**PROBLEM DETAILS**
Copy out each line that includes the word "TypeScript".

**SUPPLIED MATERIAL**
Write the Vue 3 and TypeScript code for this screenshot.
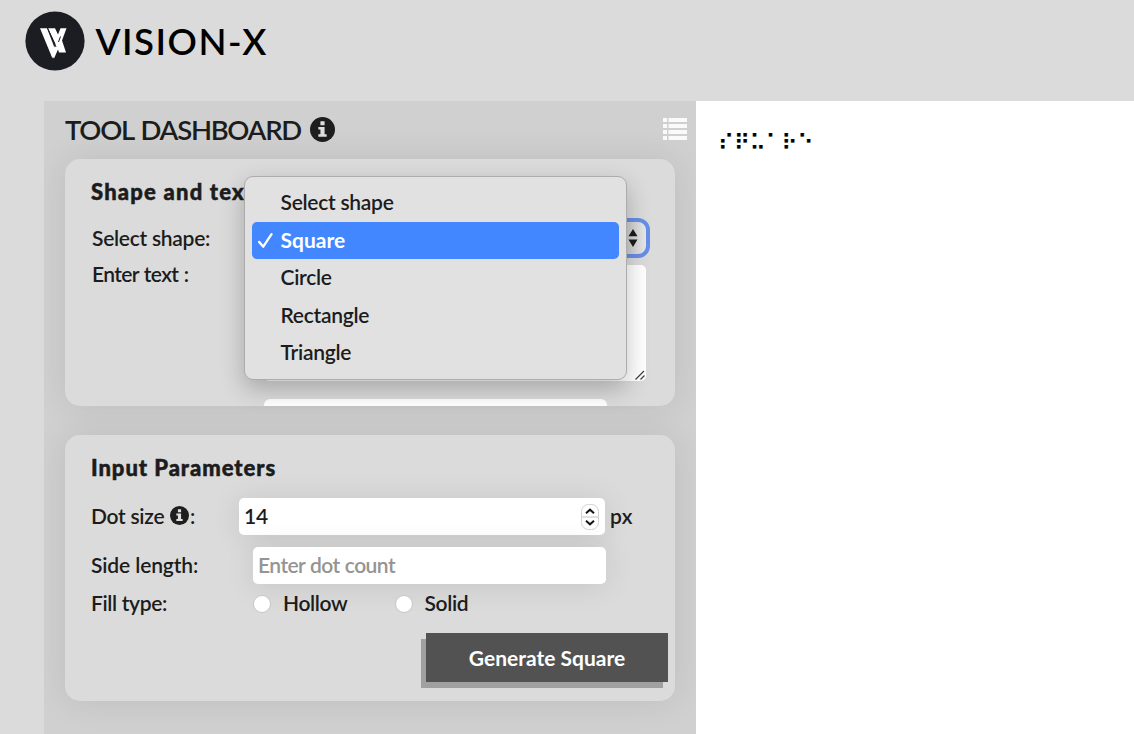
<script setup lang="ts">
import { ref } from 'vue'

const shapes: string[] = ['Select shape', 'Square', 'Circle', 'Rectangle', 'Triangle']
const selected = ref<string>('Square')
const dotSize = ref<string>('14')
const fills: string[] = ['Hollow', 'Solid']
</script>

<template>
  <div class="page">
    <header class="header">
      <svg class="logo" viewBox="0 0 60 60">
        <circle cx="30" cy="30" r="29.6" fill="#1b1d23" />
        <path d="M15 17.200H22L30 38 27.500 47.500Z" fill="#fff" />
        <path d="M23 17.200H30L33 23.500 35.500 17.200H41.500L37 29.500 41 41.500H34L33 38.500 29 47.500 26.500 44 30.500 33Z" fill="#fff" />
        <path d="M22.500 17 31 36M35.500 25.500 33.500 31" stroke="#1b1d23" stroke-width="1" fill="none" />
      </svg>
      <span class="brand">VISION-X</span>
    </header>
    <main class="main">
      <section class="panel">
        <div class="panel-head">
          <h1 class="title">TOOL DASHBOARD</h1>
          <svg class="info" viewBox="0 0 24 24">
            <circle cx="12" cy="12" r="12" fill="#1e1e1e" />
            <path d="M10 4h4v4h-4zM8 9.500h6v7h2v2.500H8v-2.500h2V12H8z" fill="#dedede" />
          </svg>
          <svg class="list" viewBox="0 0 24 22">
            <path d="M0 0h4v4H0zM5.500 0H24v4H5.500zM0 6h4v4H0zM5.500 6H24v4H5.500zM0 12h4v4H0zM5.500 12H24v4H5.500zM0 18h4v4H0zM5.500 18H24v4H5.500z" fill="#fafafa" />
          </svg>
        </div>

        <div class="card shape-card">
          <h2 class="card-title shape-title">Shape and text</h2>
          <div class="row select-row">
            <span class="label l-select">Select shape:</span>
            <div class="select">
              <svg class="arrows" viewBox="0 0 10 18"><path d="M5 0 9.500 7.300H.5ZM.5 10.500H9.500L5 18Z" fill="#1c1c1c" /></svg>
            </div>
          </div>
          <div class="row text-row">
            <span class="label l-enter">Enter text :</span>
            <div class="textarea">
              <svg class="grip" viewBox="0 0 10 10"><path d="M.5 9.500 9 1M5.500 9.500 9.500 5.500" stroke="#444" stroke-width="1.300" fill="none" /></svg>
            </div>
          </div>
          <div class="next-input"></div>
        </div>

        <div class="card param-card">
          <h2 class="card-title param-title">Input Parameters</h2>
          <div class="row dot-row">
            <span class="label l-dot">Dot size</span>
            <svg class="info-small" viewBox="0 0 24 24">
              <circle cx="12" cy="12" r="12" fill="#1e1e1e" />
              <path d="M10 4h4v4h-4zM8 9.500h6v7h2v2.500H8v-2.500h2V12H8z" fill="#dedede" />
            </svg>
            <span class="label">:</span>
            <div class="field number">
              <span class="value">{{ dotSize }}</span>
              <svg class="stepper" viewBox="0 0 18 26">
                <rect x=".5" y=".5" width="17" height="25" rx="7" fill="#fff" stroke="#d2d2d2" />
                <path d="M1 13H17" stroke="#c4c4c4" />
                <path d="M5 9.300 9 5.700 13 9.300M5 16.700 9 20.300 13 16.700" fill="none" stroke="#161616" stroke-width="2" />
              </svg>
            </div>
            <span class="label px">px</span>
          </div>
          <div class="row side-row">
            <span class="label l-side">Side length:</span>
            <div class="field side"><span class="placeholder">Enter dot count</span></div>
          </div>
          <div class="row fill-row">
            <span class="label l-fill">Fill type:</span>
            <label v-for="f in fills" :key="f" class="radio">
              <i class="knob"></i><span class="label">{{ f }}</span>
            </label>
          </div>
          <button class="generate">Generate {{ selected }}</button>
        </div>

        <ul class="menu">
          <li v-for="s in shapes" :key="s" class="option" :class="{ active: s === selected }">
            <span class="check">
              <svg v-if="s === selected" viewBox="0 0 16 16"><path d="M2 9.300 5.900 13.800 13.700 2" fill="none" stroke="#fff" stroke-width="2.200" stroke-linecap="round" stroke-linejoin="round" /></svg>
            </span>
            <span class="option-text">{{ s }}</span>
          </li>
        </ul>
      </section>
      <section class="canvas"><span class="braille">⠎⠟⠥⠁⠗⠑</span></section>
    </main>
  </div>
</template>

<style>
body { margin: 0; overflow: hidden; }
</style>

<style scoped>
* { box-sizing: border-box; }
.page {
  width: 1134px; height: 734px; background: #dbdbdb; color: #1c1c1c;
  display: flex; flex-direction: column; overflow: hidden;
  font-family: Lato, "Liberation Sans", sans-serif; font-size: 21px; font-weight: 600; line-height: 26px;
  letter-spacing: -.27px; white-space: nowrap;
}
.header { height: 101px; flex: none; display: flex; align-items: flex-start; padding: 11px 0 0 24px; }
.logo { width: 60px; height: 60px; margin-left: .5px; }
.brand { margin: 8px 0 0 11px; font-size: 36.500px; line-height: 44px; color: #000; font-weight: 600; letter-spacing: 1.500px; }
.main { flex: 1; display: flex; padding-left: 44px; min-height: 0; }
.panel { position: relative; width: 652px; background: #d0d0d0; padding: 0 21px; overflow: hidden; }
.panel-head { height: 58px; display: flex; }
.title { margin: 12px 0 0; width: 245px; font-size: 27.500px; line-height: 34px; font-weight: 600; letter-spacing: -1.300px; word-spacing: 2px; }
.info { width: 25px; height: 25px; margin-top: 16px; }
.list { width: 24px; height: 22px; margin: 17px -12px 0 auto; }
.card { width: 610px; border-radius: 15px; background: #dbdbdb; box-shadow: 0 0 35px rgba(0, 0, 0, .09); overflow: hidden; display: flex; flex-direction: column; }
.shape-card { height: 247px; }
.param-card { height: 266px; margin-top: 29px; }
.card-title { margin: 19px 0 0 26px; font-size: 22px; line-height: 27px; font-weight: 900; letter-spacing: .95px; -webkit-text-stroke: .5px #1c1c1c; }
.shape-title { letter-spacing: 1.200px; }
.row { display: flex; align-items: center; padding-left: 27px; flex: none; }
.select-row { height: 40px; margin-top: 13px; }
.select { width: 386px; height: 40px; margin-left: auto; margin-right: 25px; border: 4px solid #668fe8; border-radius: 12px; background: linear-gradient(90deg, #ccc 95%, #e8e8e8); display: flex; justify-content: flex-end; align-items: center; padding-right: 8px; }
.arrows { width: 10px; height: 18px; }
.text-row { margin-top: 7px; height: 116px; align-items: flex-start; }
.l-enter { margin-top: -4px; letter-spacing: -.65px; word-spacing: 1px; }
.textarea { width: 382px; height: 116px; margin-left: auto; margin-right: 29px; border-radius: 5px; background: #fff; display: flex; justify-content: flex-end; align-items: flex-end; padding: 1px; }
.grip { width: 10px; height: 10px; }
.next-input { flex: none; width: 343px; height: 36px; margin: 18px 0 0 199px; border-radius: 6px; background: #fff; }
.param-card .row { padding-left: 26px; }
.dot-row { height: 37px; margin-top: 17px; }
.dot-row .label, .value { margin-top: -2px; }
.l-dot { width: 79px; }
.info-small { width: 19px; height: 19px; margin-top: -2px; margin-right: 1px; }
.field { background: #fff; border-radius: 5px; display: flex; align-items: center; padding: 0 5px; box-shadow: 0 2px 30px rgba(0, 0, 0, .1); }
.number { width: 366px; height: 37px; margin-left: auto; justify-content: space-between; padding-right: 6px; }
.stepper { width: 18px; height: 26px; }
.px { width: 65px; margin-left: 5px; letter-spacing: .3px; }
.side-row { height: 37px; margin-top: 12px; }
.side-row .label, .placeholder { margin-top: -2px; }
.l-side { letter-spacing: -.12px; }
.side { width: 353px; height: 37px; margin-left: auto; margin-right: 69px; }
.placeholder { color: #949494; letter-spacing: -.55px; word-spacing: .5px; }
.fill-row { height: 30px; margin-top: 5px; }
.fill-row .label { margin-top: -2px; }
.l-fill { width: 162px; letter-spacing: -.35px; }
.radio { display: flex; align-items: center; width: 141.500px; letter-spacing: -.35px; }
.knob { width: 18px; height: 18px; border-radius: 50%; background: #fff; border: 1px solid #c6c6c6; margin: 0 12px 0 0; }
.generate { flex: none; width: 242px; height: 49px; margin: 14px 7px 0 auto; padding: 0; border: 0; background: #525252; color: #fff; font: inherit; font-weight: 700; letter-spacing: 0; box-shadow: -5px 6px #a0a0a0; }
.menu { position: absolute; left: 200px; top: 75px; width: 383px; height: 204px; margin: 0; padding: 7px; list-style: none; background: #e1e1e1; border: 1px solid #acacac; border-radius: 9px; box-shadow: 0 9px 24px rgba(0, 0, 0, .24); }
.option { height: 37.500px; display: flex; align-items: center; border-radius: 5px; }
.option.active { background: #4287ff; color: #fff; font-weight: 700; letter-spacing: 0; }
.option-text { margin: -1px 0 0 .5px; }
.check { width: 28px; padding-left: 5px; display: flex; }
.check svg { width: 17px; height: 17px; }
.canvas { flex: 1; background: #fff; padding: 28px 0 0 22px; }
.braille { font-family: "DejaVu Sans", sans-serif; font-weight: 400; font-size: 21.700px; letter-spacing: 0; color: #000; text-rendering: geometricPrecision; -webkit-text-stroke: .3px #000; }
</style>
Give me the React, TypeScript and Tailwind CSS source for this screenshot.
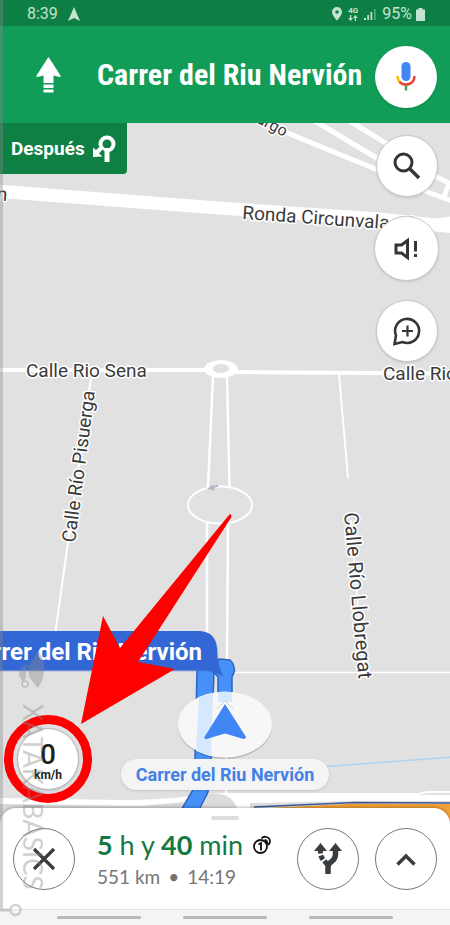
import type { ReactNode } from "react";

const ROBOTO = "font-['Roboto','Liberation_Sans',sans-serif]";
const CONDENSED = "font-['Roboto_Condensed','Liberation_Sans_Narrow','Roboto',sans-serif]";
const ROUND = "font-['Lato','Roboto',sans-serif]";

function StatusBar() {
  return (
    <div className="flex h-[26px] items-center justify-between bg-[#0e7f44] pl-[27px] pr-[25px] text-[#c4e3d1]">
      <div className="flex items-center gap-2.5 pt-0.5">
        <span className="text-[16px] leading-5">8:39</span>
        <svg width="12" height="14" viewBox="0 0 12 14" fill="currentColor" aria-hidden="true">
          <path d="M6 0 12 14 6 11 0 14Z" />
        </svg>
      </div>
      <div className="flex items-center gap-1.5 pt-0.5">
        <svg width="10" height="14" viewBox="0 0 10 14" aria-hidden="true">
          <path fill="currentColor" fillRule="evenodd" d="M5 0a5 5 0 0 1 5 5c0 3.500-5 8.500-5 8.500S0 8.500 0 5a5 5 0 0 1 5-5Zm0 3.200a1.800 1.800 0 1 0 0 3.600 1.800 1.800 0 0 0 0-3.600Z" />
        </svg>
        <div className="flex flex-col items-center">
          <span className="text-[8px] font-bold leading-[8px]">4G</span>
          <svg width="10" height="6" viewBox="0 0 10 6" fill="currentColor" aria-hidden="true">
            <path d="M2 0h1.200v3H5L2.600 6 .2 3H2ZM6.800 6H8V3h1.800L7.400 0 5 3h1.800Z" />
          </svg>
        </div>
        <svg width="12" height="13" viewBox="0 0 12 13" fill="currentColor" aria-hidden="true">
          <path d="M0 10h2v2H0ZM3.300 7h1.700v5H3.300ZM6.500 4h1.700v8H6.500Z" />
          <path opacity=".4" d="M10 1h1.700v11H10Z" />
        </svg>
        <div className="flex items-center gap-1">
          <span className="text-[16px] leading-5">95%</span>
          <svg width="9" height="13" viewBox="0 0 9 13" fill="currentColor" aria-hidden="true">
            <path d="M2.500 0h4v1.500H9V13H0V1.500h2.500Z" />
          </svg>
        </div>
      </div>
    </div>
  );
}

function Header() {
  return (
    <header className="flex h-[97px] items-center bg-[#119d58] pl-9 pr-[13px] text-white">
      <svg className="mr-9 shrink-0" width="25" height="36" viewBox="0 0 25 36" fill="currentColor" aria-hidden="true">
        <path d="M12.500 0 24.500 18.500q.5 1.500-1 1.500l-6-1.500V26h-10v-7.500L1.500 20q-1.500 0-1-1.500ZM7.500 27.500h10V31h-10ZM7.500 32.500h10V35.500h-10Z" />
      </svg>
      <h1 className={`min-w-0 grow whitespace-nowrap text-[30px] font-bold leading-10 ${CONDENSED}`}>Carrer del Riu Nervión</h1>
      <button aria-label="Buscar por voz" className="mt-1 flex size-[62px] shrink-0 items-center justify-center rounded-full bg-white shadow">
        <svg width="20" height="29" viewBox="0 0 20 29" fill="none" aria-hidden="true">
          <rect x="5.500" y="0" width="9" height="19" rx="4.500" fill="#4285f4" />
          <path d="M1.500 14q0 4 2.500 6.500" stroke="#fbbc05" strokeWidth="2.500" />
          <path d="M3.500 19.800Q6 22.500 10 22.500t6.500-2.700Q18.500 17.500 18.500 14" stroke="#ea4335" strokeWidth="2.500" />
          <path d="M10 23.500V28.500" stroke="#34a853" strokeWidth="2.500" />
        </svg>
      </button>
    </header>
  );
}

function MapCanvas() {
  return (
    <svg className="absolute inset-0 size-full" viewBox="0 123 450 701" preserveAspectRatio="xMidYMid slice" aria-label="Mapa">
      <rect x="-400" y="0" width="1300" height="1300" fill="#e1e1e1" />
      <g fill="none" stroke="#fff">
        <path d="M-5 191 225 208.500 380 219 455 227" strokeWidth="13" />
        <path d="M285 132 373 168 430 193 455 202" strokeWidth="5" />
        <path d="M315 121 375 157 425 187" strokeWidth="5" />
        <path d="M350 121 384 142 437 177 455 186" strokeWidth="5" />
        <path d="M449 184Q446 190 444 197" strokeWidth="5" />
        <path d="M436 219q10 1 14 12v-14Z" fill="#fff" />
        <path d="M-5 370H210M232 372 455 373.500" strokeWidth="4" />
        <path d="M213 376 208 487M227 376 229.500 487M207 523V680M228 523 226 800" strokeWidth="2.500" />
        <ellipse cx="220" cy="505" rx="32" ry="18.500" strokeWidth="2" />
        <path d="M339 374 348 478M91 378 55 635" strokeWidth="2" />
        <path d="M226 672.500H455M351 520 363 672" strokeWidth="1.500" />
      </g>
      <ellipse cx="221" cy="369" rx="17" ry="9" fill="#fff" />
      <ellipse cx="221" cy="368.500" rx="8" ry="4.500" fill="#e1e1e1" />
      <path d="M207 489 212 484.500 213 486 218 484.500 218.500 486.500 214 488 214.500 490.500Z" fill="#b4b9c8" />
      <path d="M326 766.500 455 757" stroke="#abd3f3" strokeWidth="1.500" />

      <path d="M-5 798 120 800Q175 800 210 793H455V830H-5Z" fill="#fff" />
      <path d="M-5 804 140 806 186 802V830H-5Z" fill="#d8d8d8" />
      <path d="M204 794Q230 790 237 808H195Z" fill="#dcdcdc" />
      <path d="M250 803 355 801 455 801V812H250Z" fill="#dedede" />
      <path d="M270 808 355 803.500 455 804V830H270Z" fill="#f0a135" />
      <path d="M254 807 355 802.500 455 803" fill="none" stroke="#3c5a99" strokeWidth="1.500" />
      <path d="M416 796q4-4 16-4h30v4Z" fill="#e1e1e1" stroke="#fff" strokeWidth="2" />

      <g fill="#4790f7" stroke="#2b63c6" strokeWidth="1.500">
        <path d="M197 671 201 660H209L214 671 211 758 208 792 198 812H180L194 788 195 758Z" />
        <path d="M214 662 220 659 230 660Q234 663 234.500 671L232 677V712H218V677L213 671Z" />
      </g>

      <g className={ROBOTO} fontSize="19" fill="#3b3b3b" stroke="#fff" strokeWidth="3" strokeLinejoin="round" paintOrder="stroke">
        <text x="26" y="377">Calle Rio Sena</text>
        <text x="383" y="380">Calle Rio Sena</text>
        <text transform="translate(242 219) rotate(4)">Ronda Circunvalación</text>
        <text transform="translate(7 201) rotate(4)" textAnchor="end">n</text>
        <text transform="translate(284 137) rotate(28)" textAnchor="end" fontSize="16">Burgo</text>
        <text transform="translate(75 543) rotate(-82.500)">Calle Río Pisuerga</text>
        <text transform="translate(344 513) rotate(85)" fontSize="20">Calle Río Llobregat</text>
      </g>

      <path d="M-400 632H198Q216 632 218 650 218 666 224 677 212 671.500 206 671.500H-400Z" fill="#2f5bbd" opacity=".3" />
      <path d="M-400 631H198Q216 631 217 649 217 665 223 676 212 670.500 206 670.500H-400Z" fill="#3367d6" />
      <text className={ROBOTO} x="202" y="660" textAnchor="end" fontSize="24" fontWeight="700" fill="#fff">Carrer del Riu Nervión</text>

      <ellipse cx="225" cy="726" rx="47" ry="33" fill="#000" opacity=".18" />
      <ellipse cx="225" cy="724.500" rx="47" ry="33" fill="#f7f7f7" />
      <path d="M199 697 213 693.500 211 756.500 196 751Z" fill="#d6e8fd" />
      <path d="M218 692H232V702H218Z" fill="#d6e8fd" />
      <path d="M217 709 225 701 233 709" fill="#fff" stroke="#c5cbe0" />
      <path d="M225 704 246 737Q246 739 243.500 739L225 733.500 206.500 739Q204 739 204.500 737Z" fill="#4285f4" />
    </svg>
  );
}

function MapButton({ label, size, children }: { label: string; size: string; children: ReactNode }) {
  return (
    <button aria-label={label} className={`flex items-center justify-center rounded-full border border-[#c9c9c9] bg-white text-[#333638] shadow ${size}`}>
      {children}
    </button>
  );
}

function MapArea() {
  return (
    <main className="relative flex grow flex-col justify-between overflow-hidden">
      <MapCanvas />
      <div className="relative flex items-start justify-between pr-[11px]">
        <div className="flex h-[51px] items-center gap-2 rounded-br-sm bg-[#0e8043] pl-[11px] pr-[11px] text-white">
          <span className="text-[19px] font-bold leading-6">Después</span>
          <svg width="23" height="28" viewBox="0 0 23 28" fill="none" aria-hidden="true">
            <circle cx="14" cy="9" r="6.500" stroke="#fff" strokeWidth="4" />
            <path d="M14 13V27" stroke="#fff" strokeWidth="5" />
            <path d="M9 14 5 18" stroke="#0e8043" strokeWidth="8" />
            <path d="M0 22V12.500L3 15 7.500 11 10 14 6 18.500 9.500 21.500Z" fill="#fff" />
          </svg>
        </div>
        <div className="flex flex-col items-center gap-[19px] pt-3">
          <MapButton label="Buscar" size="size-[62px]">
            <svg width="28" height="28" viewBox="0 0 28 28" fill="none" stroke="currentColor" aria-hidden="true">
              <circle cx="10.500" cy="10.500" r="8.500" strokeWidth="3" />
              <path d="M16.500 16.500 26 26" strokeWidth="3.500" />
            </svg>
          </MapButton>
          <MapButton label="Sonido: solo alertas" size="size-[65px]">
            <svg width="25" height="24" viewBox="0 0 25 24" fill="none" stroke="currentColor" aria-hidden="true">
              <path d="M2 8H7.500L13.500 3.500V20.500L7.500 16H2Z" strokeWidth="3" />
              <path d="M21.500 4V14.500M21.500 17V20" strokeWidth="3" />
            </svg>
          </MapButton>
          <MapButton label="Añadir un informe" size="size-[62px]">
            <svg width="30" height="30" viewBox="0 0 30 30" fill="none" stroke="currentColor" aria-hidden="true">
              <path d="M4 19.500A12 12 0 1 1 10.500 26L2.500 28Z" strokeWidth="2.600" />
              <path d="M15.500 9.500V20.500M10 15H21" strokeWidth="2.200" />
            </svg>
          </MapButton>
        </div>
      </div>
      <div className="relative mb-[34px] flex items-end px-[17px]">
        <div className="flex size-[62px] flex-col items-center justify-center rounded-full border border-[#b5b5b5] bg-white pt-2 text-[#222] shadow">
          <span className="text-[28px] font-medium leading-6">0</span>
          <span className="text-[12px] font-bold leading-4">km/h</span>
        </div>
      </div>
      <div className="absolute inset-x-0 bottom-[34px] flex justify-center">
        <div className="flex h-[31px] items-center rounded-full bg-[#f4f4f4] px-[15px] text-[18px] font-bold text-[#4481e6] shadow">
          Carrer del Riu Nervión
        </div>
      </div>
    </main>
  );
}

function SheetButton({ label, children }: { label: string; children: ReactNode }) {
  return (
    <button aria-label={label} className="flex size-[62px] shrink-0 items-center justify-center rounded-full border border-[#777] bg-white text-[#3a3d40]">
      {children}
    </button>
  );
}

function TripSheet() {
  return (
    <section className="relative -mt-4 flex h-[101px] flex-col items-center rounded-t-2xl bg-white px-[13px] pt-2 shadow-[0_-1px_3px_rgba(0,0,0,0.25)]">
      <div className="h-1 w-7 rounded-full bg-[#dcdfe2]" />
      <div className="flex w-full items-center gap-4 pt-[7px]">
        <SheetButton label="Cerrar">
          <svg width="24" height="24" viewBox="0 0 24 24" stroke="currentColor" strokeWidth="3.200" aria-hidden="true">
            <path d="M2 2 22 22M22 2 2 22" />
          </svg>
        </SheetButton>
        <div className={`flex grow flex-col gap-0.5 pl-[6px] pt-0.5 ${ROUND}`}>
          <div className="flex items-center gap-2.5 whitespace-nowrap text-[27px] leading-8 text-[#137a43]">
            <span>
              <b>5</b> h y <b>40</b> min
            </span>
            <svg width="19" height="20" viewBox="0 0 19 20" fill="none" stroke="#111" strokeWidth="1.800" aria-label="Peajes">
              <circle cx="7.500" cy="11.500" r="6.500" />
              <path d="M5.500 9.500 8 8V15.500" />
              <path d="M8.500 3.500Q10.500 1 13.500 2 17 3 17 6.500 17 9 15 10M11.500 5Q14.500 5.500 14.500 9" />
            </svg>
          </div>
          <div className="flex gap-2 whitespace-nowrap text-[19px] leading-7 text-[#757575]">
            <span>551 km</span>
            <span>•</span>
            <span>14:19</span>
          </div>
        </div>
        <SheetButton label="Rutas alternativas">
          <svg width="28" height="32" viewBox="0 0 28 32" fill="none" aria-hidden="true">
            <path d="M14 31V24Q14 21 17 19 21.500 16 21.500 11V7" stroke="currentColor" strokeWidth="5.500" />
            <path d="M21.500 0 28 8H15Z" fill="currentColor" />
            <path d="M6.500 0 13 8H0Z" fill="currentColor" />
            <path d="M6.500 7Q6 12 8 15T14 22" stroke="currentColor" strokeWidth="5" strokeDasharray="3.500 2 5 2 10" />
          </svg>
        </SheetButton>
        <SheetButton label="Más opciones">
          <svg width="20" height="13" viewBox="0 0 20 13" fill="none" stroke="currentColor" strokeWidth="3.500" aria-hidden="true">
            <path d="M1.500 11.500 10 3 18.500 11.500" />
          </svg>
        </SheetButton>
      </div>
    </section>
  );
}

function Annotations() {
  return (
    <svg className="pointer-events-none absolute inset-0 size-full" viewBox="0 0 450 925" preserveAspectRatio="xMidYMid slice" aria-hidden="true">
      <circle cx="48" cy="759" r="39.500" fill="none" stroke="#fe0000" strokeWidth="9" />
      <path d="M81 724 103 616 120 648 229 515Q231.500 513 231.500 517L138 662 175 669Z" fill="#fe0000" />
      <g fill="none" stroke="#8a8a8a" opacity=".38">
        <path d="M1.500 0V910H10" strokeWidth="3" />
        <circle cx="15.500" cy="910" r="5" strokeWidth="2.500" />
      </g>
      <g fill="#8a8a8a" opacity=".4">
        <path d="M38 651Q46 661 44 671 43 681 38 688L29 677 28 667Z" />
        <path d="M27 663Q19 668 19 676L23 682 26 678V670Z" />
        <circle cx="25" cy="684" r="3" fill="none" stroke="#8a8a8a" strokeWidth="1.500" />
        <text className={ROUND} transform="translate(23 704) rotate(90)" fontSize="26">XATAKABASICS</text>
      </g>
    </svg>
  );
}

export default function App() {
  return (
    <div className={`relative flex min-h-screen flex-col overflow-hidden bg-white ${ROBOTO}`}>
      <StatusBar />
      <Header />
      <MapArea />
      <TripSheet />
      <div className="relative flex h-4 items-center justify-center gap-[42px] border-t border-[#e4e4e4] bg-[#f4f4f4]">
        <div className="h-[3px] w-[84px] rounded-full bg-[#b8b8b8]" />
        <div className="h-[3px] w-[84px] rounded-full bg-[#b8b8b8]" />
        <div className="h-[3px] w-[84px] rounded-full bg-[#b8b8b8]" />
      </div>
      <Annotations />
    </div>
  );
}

**REPLY TO THE TASK**
Write the Vue 3 and TypeScript code for this screenshot.
Give me the React, TypeScript and Tailwind CSS source for this screenshot.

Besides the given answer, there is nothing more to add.